Maryland Transportation Secretary Robert L. Flanagan has been saying that the $1 billion in federal bonds would enable the state to speed up construction of the intercounty connector and thereby save $100 million in inflation costs for every year that the project is not delayed. That may be, but disagreement between the governor and the legislature can also produce costly delays. The Federal Highway Administration must sign off on a financial plan this summer if Mr. Ehrlich is to deliver on his promise to break ground next year and open the road to motorists in 2010.

In a meeting with editors and reporters at the Gazette newspapers last week, Mr. Flanagan said he could accept some changes in the formula. He should. Top lawmakers who have been objecting to the administration plan, including House Speaker Michael E. Busch (D-Anne Arundel) and Del. Peter V.R. Franchot (D-Montgomery), are talking about reducing the $1 billion bond figure to roughly $700 million and putting in about $300 million from the general fund. Senate leaders are talking $750 million, so compromise ought to be feasible.

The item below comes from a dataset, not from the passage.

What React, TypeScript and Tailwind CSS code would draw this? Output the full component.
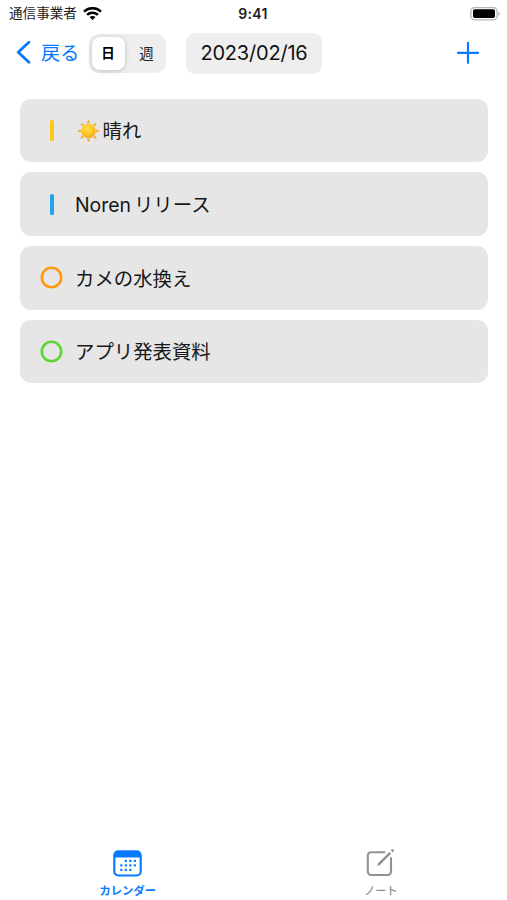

Taking cash from the general fund without approving new revenue does mean shorting other spending. One partial fix would be a boost in the gasoline tax -- long overdue but underplayed by Mr. Ehrlich and the lawmakers. Still, mortgaging the future by borrowing bundles from anticipated federal funding is risky business, as officials in other states can attest. The intercounty connector must proceed, but with financial caution.